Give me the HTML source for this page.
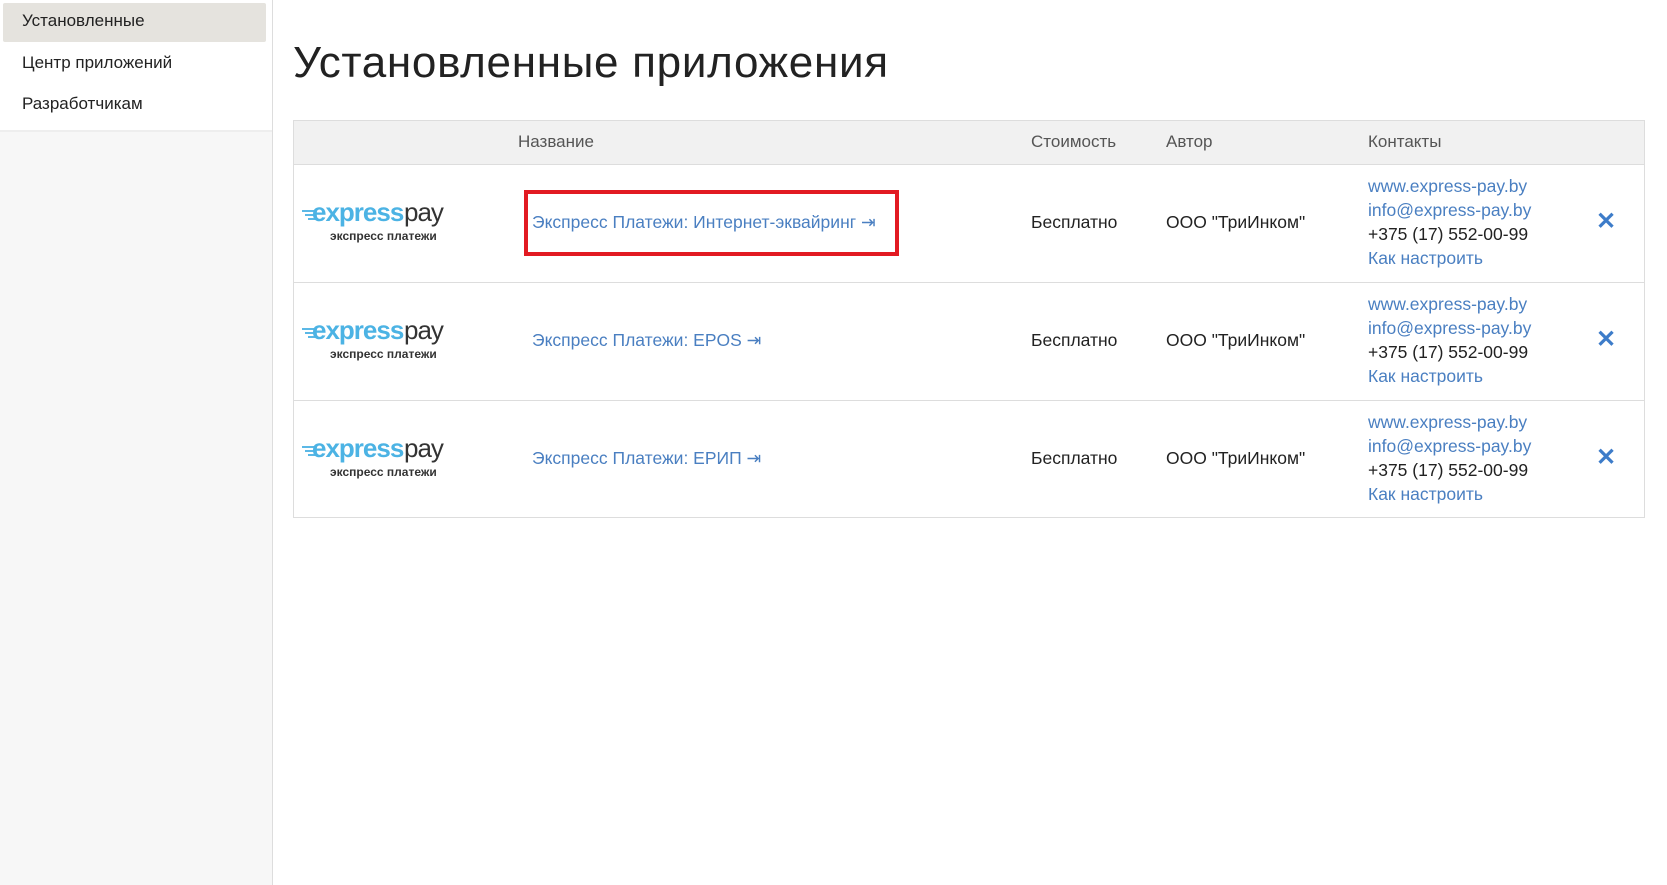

--

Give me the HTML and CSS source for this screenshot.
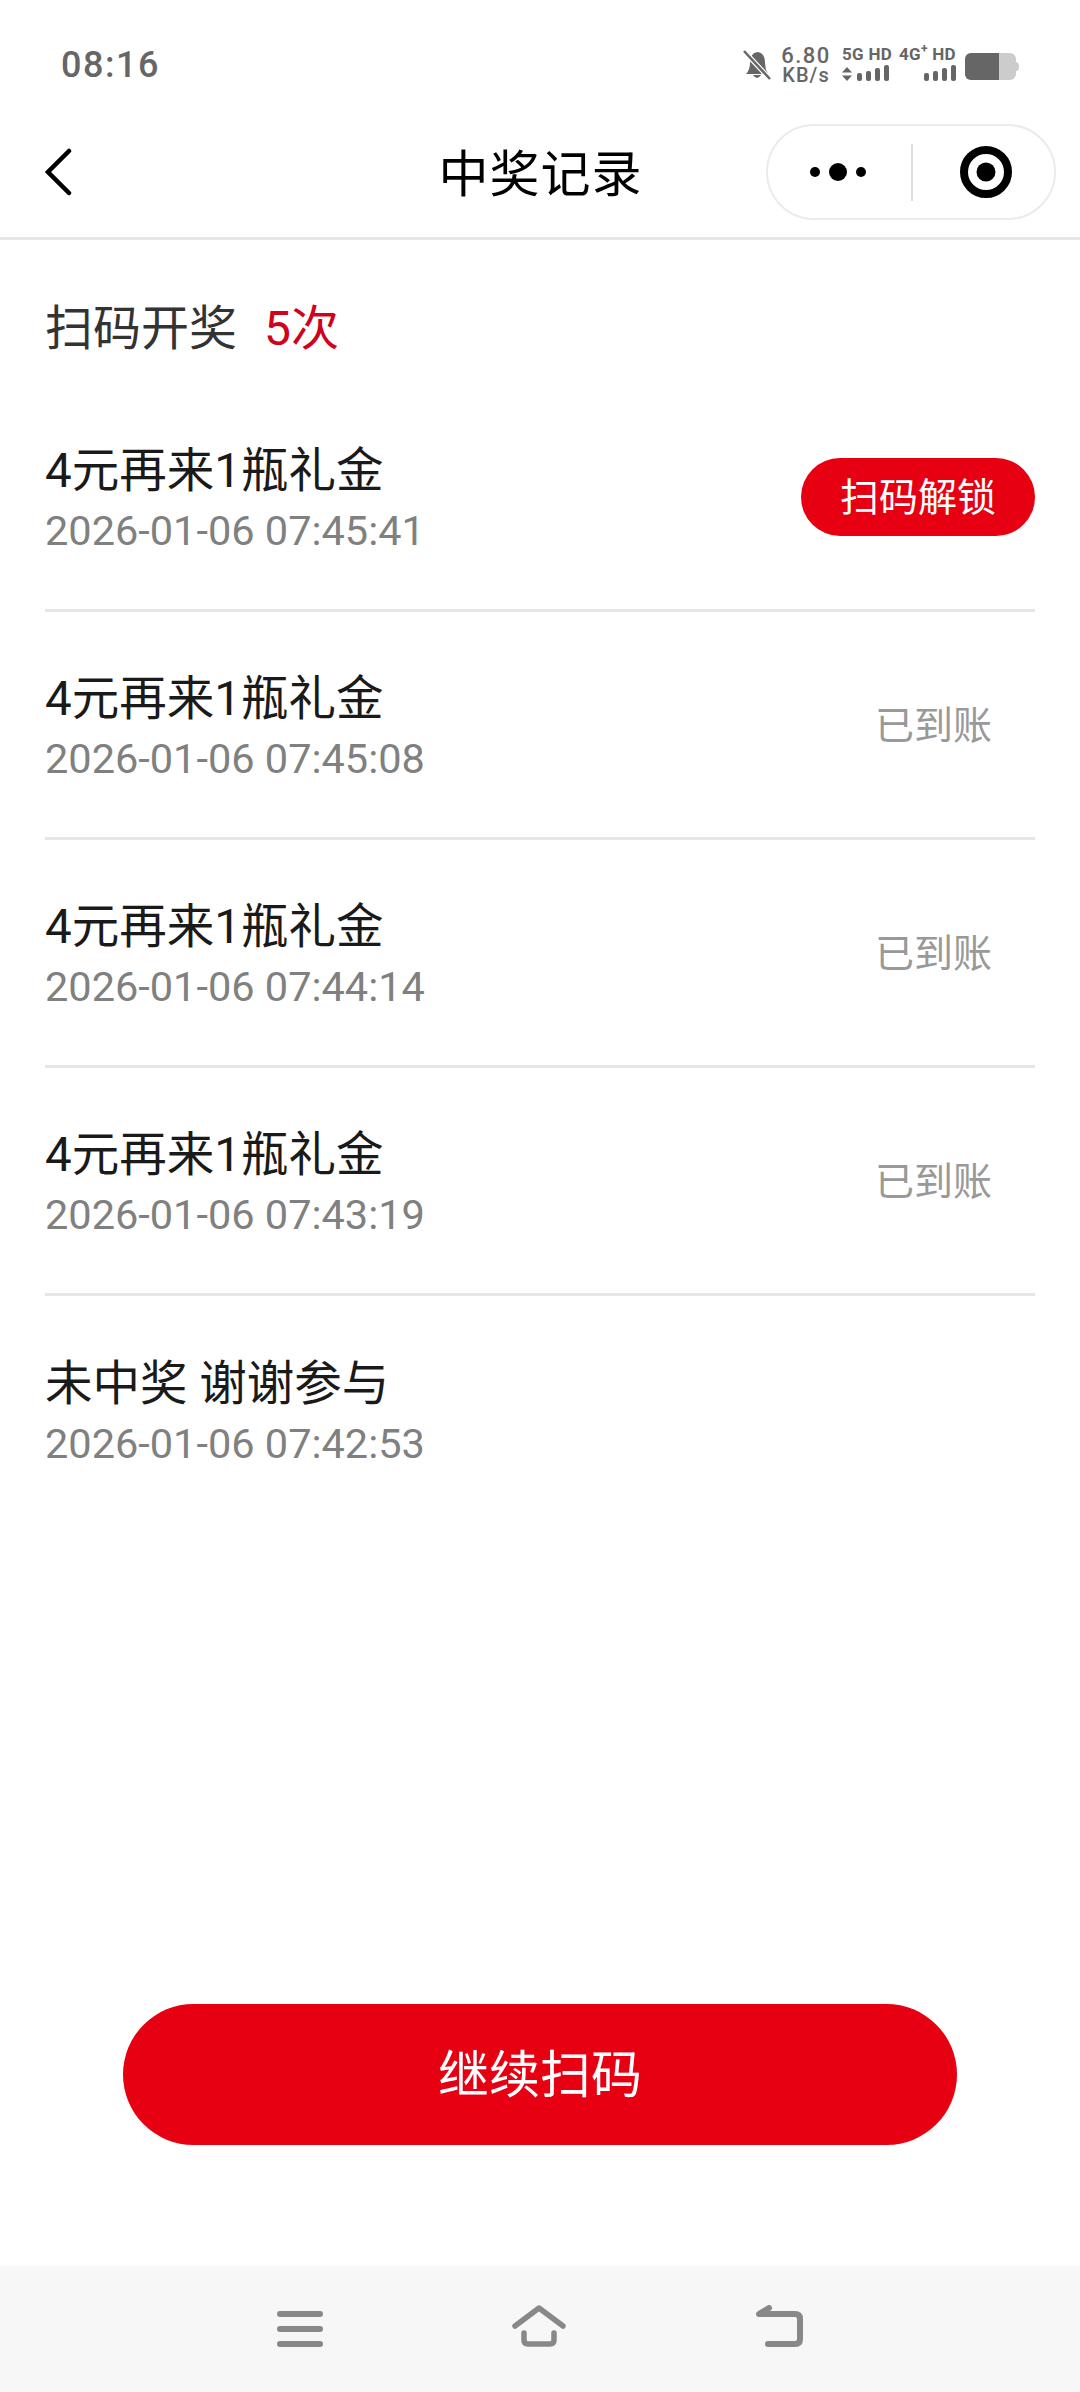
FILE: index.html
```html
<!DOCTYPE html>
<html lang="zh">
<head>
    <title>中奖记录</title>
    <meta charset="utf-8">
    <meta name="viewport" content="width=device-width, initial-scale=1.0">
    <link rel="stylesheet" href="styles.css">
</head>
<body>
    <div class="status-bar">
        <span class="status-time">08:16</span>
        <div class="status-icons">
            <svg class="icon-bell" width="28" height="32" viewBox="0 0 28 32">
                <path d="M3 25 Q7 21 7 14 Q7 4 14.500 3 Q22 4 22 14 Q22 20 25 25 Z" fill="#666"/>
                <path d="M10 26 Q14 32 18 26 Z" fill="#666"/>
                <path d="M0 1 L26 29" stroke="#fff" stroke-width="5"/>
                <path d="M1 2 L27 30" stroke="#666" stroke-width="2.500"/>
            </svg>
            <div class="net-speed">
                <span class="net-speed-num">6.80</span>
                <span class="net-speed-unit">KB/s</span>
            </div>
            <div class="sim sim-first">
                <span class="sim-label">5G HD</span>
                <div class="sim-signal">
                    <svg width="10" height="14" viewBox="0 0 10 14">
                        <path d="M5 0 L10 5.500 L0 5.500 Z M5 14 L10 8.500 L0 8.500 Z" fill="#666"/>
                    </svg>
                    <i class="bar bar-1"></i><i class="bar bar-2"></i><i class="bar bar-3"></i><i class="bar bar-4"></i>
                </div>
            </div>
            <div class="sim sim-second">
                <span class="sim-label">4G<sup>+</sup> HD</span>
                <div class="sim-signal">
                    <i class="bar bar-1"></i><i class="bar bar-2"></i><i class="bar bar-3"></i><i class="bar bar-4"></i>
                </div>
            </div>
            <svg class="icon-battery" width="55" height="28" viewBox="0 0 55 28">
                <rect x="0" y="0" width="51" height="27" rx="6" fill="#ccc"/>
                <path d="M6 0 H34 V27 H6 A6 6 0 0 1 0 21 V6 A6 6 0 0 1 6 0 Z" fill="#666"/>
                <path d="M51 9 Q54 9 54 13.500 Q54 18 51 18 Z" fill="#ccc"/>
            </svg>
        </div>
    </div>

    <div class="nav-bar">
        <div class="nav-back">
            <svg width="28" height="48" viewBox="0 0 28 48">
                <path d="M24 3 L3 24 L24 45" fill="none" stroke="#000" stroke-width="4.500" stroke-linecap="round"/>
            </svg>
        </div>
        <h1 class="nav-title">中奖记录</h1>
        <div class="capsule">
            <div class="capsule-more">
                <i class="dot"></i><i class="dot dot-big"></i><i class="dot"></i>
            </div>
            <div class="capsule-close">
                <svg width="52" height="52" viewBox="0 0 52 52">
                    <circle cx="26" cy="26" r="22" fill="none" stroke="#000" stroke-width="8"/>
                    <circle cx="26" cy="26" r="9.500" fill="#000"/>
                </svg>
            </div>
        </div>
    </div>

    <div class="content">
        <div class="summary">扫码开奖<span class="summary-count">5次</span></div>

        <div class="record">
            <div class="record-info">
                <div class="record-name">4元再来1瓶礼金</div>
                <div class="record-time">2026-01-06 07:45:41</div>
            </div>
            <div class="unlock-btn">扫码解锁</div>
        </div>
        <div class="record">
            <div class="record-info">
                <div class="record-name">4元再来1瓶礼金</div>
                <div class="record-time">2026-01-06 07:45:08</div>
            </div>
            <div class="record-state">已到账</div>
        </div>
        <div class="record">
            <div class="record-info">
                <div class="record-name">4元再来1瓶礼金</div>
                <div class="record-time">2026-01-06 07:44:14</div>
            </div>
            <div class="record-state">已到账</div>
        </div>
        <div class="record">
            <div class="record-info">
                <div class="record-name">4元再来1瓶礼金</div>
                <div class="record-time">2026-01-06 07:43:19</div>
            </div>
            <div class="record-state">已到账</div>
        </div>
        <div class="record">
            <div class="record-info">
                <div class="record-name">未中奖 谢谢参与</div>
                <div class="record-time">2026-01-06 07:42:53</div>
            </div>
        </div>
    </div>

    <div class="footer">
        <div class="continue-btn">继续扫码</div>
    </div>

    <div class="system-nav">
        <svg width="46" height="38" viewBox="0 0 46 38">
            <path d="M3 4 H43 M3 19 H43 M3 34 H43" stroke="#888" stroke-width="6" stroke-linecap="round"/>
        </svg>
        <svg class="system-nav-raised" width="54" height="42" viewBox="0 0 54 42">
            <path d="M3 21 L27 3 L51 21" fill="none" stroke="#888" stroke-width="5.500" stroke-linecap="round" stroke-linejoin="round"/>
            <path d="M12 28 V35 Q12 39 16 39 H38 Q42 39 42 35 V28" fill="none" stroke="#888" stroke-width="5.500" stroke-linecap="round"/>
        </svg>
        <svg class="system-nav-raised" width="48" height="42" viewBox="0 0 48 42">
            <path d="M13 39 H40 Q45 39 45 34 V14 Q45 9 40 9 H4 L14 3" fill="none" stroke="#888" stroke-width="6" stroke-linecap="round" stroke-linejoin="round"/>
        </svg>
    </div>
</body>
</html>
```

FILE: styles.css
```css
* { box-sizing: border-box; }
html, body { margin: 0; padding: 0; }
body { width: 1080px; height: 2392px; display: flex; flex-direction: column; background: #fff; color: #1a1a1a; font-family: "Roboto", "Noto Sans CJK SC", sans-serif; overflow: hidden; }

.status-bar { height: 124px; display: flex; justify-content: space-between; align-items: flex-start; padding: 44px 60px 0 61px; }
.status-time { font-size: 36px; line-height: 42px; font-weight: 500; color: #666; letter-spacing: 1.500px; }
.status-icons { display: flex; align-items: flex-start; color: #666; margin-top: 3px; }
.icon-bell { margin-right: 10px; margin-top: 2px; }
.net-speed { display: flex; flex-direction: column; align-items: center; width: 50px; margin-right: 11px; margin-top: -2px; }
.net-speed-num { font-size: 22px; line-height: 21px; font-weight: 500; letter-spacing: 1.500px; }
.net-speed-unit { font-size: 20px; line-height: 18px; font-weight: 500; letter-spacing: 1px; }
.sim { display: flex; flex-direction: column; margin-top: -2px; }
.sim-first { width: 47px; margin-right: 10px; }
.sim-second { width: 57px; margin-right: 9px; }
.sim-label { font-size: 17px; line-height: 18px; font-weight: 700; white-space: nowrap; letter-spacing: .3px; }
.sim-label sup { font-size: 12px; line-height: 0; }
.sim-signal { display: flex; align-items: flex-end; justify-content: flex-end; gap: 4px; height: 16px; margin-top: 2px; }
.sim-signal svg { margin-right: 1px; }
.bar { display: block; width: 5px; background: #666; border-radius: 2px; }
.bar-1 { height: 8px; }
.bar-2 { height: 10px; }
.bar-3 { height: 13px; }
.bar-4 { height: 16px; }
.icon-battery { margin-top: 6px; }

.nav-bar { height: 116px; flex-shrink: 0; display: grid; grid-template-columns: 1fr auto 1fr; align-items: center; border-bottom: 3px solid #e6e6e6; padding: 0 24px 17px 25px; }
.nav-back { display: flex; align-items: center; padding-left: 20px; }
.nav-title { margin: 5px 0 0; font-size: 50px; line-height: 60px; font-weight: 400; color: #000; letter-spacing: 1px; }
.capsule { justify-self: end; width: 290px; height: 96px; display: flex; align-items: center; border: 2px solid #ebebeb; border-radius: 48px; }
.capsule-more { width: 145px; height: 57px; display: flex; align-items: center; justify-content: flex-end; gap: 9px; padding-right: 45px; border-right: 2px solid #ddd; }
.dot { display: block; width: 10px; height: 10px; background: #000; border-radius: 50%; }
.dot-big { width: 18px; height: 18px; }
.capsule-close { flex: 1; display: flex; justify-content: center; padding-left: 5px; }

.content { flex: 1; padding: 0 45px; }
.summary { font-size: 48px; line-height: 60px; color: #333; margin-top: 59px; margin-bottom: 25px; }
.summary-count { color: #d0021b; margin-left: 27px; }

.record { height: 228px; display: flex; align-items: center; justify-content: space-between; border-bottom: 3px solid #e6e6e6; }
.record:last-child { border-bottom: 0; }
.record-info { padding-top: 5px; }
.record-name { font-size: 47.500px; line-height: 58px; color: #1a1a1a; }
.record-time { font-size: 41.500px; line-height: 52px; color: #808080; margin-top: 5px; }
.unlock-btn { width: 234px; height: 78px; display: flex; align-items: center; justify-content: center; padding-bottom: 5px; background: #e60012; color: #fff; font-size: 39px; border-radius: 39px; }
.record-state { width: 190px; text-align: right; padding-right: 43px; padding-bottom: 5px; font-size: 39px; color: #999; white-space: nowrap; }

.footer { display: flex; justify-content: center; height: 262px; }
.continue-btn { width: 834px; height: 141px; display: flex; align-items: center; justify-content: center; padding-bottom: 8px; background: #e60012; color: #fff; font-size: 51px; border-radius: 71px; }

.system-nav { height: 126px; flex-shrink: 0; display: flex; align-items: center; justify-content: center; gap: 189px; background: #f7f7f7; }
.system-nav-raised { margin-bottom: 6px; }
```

**INSTRUCTIONS FOR THE TASK:** Using the entries above, find all lines with "source". Copy them.

**ANSWER TO THE PROBLEM:**
Give me the HTML source for this page.
Give me the HTML and CSS source for this screenshot.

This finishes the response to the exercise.